We know that socioeconomics has the greatest correlation to academic achievement. I could tell you the SAT scores from a school by looking at socioeconomic data and never stepping foot in it. I had graduated from Upper Merion when I was a teenager, which has all kinds of opportunities and is a fantastic high school. But my eyes were open to the fact that it was not the experience of the average American student. Based on my friends’ experiences and what I had seen there, I knew a lot of those kids were going to make it just by the power of their family lives. And every day I learn how that is not the case where I teach, and how much they need the support and stability of the school.

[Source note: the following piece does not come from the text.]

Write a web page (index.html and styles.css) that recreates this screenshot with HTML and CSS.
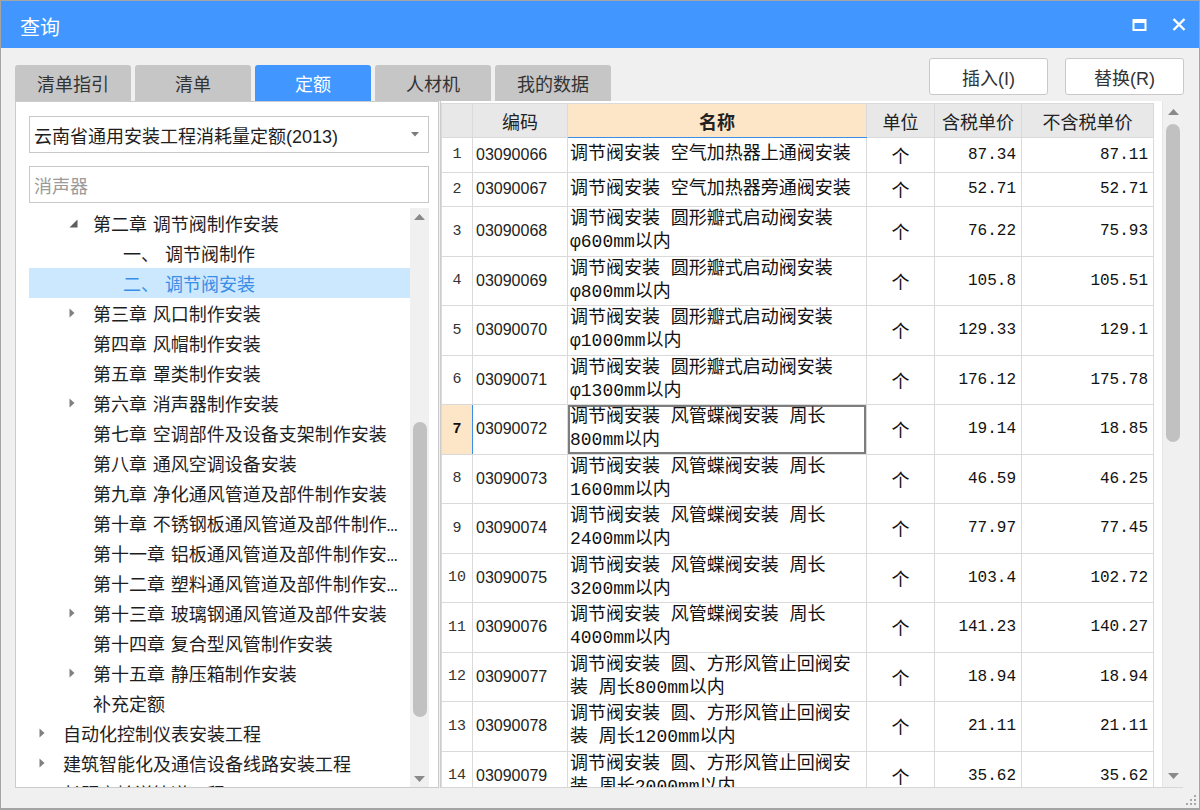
FILE: index.html
```html
<!DOCTYPE html>
<html lang="zh-CN">
<head>
<meta charset="utf-8">
<title>查询</title>
<link rel="stylesheet" href="styles.css">
</head>
<body>
<div class="window">
  <div class="titlebar">
    <span class="title">查询</span>
    <div class="win-btns">
      <svg class="ico-max" width="15" height="12" viewBox="0 0 15 12"><path fill="#fff" fill-rule="evenodd" d="M0.5 0H14.5V12H0.5Z M2.5 4V10H12.5V4Z"/></svg>
      <svg class="ico-close" width="14" height="13" viewBox="0 0 14 13"><path d="M1.5 1L12.5 12M12.5 1L1.5 12" stroke="#fff" stroke-width="2.4" fill="none"/></svg>
    </div>
  </div>

  <div class="toolbar">
    <div class="tabs">
      <div class="tab">清单指引</div>
      <div class="tab">清单</div>
      <div class="tab active">定额</div>
      <div class="tab">人材机</div>
      <div class="tab">我的数据</div>
    </div>
    <div class="actions">
      <div class="btn">插入(I)</div>
      <div class="btn">替换(R)</div>
    </div>
  </div>

  <div class="main">
    <div class="left">
      <div class="combo">
        <span>云南省通用安装工程消耗量定额(2013)</span>
        <svg width="8" height="5" viewBox="0 0 8 5"><path d="M0 0H8L4 4.5Z" fill="#7c7c7c"/></svg>
      </div>
      <div class="search">消声器</div>
      <div class="tree-wrap">
        <div class="tree">
          <div class="node l2"><span class="tw"><svg width="9" height="9" viewBox="0 0 9 9"><path d="M8.5 0.5V8.5H0.5Z" fill="#5e5e5e"/></svg></span><span class="lbl">第二章 调节阀制作安装</span></div>
          <div class="node l3"><span class="tw"></span><span class="lbl"><span class="num">一、</span>调节阀制作</span></div>
          <div class="node l3 sel"><span class="tw"></span><span class="lbl"><span class="num">二、</span>调节阀安装</span></div>
          <div class="node l2"><span class="tw"><svg width="6" height="10" viewBox="0 0 6 10"><path d="M0.5 0.5L5.5 5L0.5 9.5Z" fill="#808080"/></svg></span><span class="lbl">第三章 风口制作安装</span></div>
          <div class="node l2"><span class="tw"></span><span class="lbl">第四章 风帽制作安装</span></div>
          <div class="node l2"><span class="tw"></span><span class="lbl">第五章 罩类制作安装</span></div>
          <div class="node l2"><span class="tw"><svg width="6" height="10" viewBox="0 0 6 10"><path d="M0.5 0.5L5.5 5L0.5 9.5Z" fill="#808080"/></svg></span><span class="lbl">第六章 消声器制作安装</span></div>
          <div class="node l2"><span class="tw"></span><span class="lbl">第七章 空调部件及设备支架制作安装</span></div>
          <div class="node l2"><span class="tw"></span><span class="lbl">第八章 通风空调设备安装</span></div>
          <div class="node l2"><span class="tw"></span><span class="lbl">第九章 净化通风管道及部件制作安装</span></div>
          <div class="node l2"><span class="tw"></span><span class="lbl">第十章 不锈钢板通风管道及部件制作安装</span></div>
          <div class="node l2"><span class="tw"></span><span class="lbl">第十一章 铝板通风管道及部件制作安装</span></div>
          <div class="node l2"><span class="tw"></span><span class="lbl">第十二章 塑料通风管道及部件制作安装</span></div>
          <div class="node l2"><span class="tw"><svg width="6" height="10" viewBox="0 0 6 10"><path d="M0.5 0.5L5.5 5L0.5 9.5Z" fill="#808080"/></svg></span><span class="lbl">第十三章 玻璃钢通风管道及部件安装</span></div>
          <div class="node l2"><span class="tw"></span><span class="lbl">第十四章 复合型风管制作安装</span></div>
          <div class="node l2"><span class="tw"><svg width="6" height="10" viewBox="0 0 6 10"><path d="M0.5 0.5L5.5 5L0.5 9.5Z" fill="#808080"/></svg></span><span class="lbl">第十五章 静压箱制作安装</span></div>
          <div class="node l2"><span class="tw"></span><span class="lbl">补充定额</span></div>
          <div class="node l1"><span class="tw"><svg width="6" height="10" viewBox="0 0 6 10"><path d="M0.5 0.5L5.5 5L0.5 9.5Z" fill="#808080"/></svg></span><span class="lbl">自动化控制仪表安装工程</span></div>
          <div class="node l1"><span class="tw"><svg width="6" height="10" viewBox="0 0 6 10"><path d="M0.5 0.5L5.5 5L0.5 9.5Z" fill="#808080"/></svg></span><span class="lbl">建筑智能化及通信设备线路安装工程</span></div>
          <div class="node l1"><span class="tw"><svg width="6" height="10" viewBox="0 0 6 10"><path d="M0.5 0.5L5.5 5L0.5 9.5Z" fill="#808080"/></svg></span><span class="lbl">长距离输送管道工程</span></div>
        </div>
        <div class="vscroll tree-scroll">
          <div class="arr"><svg width="11" height="6" viewBox="0 0 11 6"><path d="M0 6L5.5 0L11 6Z" fill="#8a8a8a"/></svg></div>
          <div class="track"><div class="thumb"></div></div>
          <div class="arr"><svg width="11" height="6" viewBox="0 0 11 6"><path d="M0 0L5.5 6L11 0Z" fill="#8a8a8a"/></svg></div>
        </div>
      </div>
    </div>

    <div class="right">
      <div class="grid-wrap">
        <table class="grid">
          <colgroup>
            <col class="c-no"><col class="c-code"><col class="c-name"><col class="c-unit"><col class="c-p1"><col class="c-p2">
          </colgroup>
          <thead>
            <tr><th></th><th>编码</th><th class="cur-col">名称</th><th>单位</th><th>含税单价</th><th>不含税单价</th></tr>
          </thead>
          <tbody>
            <tr class="s"><td class="no">1</td><td class="code">03090066</td><td class="name">调节阀安装 空气加热器上通阀安装</td><td class="unit">个</td><td class="price">87.34</td><td class="price">87.11</td></tr>
            <tr class="s"><td class="no">2</td><td class="code">03090067</td><td class="name">调节阀安装 空气加热器旁通阀安装</td><td class="unit">个</td><td class="price">52.71</td><td class="price">52.71</td></tr>
            <tr class="d"><td class="no">3</td><td class="code">03090068</td><td class="name">调节阀安装 圆形瓣式启动阀安装 φ600mm以内</td><td class="unit">个</td><td class="price">76.22</td><td class="price">75.93</td></tr>
            <tr class="d"><td class="no">4</td><td class="code">03090069</td><td class="name">调节阀安装 圆形瓣式启动阀安装 φ800mm以内</td><td class="unit">个</td><td class="price">105.8</td><td class="price">105.51</td></tr>
            <tr class="d"><td class="no">5</td><td class="code">03090070</td><td class="name">调节阀安装 圆形瓣式启动阀安装 φ1000mm以内</td><td class="unit">个</td><td class="price">129.33</td><td class="price">129.1</td></tr>
            <tr class="d"><td class="no">6</td><td class="code">03090071</td><td class="name">调节阀安装 圆形瓣式启动阀安装 φ1300mm以内</td><td class="unit">个</td><td class="price">176.12</td><td class="price">175.78</td></tr>
            <tr class="d cur"><td class="no">7</td><td class="code">03090072</td><td class="name cur-cell">调节阀安装 风管蝶阀安装 周长800mm以内</td><td class="unit">个</td><td class="price">19.14</td><td class="price">18.85</td></tr>
            <tr class="d"><td class="no">8</td><td class="code">03090073</td><td class="name">调节阀安装 风管蝶阀安装 周长1600mm以内</td><td class="unit">个</td><td class="price">46.59</td><td class="price">46.25</td></tr>
            <tr class="d"><td class="no">9</td><td class="code">03090074</td><td class="name">调节阀安装 风管蝶阀安装 周长2400mm以内</td><td class="unit">个</td><td class="price">77.97</td><td class="price">77.45</td></tr>
            <tr class="d"><td class="no">10</td><td class="code">03090075</td><td class="name">调节阀安装 风管蝶阀安装 周长3200mm以内</td><td class="unit">个</td><td class="price">103.4</td><td class="price">102.72</td></tr>
            <tr class="d"><td class="no">11</td><td class="code">03090076</td><td class="name">调节阀安装 风管蝶阀安装 周长4000mm以内</td><td class="unit">个</td><td class="price">141.23</td><td class="price">140.27</td></tr>
            <tr class="d"><td class="no">12</td><td class="code">03090077</td><td class="name">调节阀安装 圆、方形风管止回阀安装 周长800mm以内</td><td class="unit">个</td><td class="price">18.94</td><td class="price">18.94</td></tr>
            <tr class="d"><td class="no">13</td><td class="code">03090078</td><td class="name">调节阀安装 圆、方形风管止回阀安装 周长1200mm以内</td><td class="unit">个</td><td class="price">21.11</td><td class="price">21.11</td></tr>
            <tr class="d"><td class="no">14</td><td class="code">03090079</td><td class="name">调节阀安装 圆、方形风管止回阀安装 周长2000mm以内</td><td class="unit">个</td><td class="price">35.62</td><td class="price">35.62</td></tr>
          </tbody>
        </table>
      </div>
      <div class="vscroll grid-scroll">
        <div class="arr"><svg width="11" height="6" viewBox="0 0 11 6"><path d="M0 6L5.5 0L11 6Z" fill="#8a8a8a"/></svg></div>
        <div class="track"><div class="thumb"></div></div>
        <div class="arr"><svg width="11" height="6" viewBox="0 0 11 6"><path d="M0 0L5.5 6L11 0Z" fill="#8a8a8a"/></svg></div>
      </div>
    </div>
  </div>

  <div class="statusbar">
    <svg class="grip" width="12" height="12" viewBox="0 0 12 12" fill="#a8a8a8">
      <rect x="9" y="1" width="2" height="2"/>
      <rect x="5" y="5" width="2" height="2"/><rect x="9" y="5" width="2" height="2"/>
      <rect x="1" y="9" width="2" height="2"/><rect x="5" y="9" width="2" height="2"/><rect x="9" y="9" width="2" height="2"/>
    </svg>
  </div>
</div>
</body>
</html>
```

FILE: styles.css
```css
* { box-sizing: border-box; }
html, body { margin: 0; padding: 0; }
body {
  width: 1200px;
  height: 810px;
  overflow: hidden;
  background: #f0f0f0;
  font-family: "Liberation Sans", "Noto Sans CJK SC", sans-serif;
  color: #1e1e1e;
}

.window {
  width: 1200px;
  height: 810px;
  display: flex;
  flex-direction: column;
  background: #f0f0f0;
  border: 1px solid #a4a4a4;
  border-bottom-width: 2px;
}

/* title bar */
.titlebar {
  flex: none;
  height: 47px;
  background: #4197ff;
  color: #fff;
  display: flex;
  align-items: center;
  justify-content: space-between;
  padding: 3px 13px 0 19px;
}
.title { font-size: 20px; }
.win-btns { display: flex; align-items: center; gap: 25px; margin-top: -3px; }

/* toolbar: tabs + action buttons */
.toolbar {
  flex: none;
  height: 53px;
  display: flex;
  justify-content: space-between;
  padding: 0 15px 0 14px;
}
.tabs { display: flex; gap: 4px; align-self: flex-end; }
.tab {
  width: 116px;
  height: 36px;
  background: #c6c6c6;
  border-radius: 3px 3px 0 0;
  display: flex;
  align-items: center;
  justify-content: center;
  font-size: 18px;
  color: #333;
}
.tab.active { background: #4197ff; color: #fff; }
.actions { display: flex; gap: 17px; padding-top: 10px; }
.btn {
  width: 119px;
  height: 37px;
  background: #fff;
  border: 1px solid #c9c9c9;
  border-radius: 3px;
  display: flex;
  align-items: center;
  justify-content: center;
  font-size: 18px;
  color: #333;
}

/* main area */
.main {
  flex: 1;
  min-height: 0;
  display: flex;
  gap: 1px;
  padding: 0 16px 0 14px;
}

.left {
  flex: none;
  width: 424px;
  background: #fff;
  border: 1px solid #cbcbcb;
  padding: 14px 9px 0 13px;
  display: flex;
  flex-direction: column;
}
.combo, .search {
  flex: none;
  height: 37px;
  border: 1px solid #c8c8c8;
  display: flex;
  align-items: center;
  font-size: 18px;
  padding: 0 9px 0 4px;
}
.combo { justify-content: space-between; color: #1e1e1e; }
.search { margin-top: 13px; color: #9a9a9a; }

.tree-wrap {
  flex: 1;
  min-height: 0;
  margin-top: 5px;
  display: flex;
}
.tree { flex: 1; min-width: 0; overflow: hidden; }
.node {
  height: 30px;
  display: flex;
  align-items: center;
  white-space: nowrap;
  font-family: "Liberation Mono", "Noto Sans CJK SC", sans-serif;
  font-size: 18px;
  word-spacing: -5px;
  color: #1e1e1e;
  padding-right: 9px;
}
.node.l1 { padding-left: 10px; }
.node.l2 { padding-left: 40px; }
.node.l3 { padding-left: 70px; }
.node .tw { flex: none; width: 24px; display: flex; align-items: center; }
.node .lbl { flex: 1; min-width: 0; overflow: hidden; text-overflow: ellipsis; }
.node .num { margin-right: 6px; }
.node.sel { background: #cce8ff; color: #3a8ee6; }

/* scrollbars */
.vscroll {
  flex: none;
  display: flex;
  flex-direction: column;
  background: #f0f0f0;
}
.vscroll .arr {
  flex: none;
  height: 17px;
  display: flex;
  align-items: center;
  justify-content: center;
}
.vscroll .track { flex: 1; min-height: 0; display: flex; flex-direction: column; align-items: center; }
.vscroll .thumb { background: #c1c1c1; border-radius: 7px; width: 14px; }
.tree-scroll { width: 19px; }
.tree-scroll .track .thumb { margin-top: 197px; height: 295px; }

/* right grid */
.right {
  flex: 1;
  min-width: 0;
  display: flex;
  background: #fff;
  border-left: 1px solid #cdcdcd;
  border-bottom: 1px solid #d6d6d6;
  padding-top: 2px;
}
.grid-wrap { flex: 1; min-width: 0; overflow: hidden; background: #fff; }
.grid-scroll { width: 21px; margin-top: -2px; border-left: 1px solid #e6e6e6; }
.grid-scroll .arr { height: 22px; }
.grid-scroll .track .thumb { margin-top: 1px; height: 318px; width: 14px; }

.grid {
  border-collapse: collapse;
  table-layout: fixed;
  width: 712px;
}
.c-no { width: 31px; }
.c-code { width: 95px; }
.c-name { width: 299px; }
.c-unit { width: 68px; }
.c-p1 { width: 87px; }
.c-p2 { width: 132px; }

.grid th, .grid td {
  border: 1px solid #dadada;
  padding: 0;
  overflow: hidden;
}
.grid th {
  height: 34px;
  background: #e8e8e8;
  font-family: "Noto Sans CJK SC", sans-serif;
  font-weight: normal;
  font-size: 18px;
  color: #222;
  text-align: center;
}
.grid th.cur-col {
  background: #fde5c7;
  font-weight: bold;
  border-bottom: 1px solid #3a8ee6;
}
.grid tr.s td { height: 34.6px; }
.grid tr.d td { height: 49.5px; }
.grid td { color: #111; vertical-align: middle; }
.grid td.no {
  text-align: center;
  font-family: "Liberation Mono", monospace;
  font-size: 15px;
  color: #333;
}
.grid tr.cur td.no {
  background: #fde5c7;
  font-weight: bold;
  color: #111;
  border-right: 1px solid #3a8ee6;
}
.grid td.code {
  font-family: "Liberation Sans", sans-serif;
  font-size: 16px;
  padding-left: 3px;
  color: #222;
}
.grid td.name {
  font-family: "Liberation Mono", "Noto Sans CJK SC", monospace;
  font-size: 18px;
  line-height: 23px;
  padding: 0 3px 0 2px;
}
.grid td.cur-cell { box-shadow: inset 0 0 0 2px #7d7d7d; }
.grid td.unit {
  text-align: center;
  font-family: "Noto Sans CJK SC", sans-serif;
  font-size: 18px;
}
.grid td.price {
  text-align: right;
  font-family: "Liberation Mono", monospace;
  font-size: 16px;
  padding-right: 5px;
}

/* status bar */
.statusbar {
  flex: none;
  height: 20px;
  display: flex;
  justify-content: flex-end;
  align-items: flex-end;
  padding: 0 2px 2px 0;
}
```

One thing I didn’t appreciate at first was the idea of going to a school of education in an urban center that has a focus on equity, addresses all the diversity in learners and socioeconomics and race that come with being in a diverse location that might not be addressed in the same authentic way from a school that’s located somewhere else. Everybody spoke the “language of school” when they walked in the building when I was in middle and high school. Not everyone does that where I teach now. It is more about what they say than how they say it. I try to explain to them the time and place and why they might want to learn this other way of speaking and the doors it can open for them, so that was also a great part of the experience for me.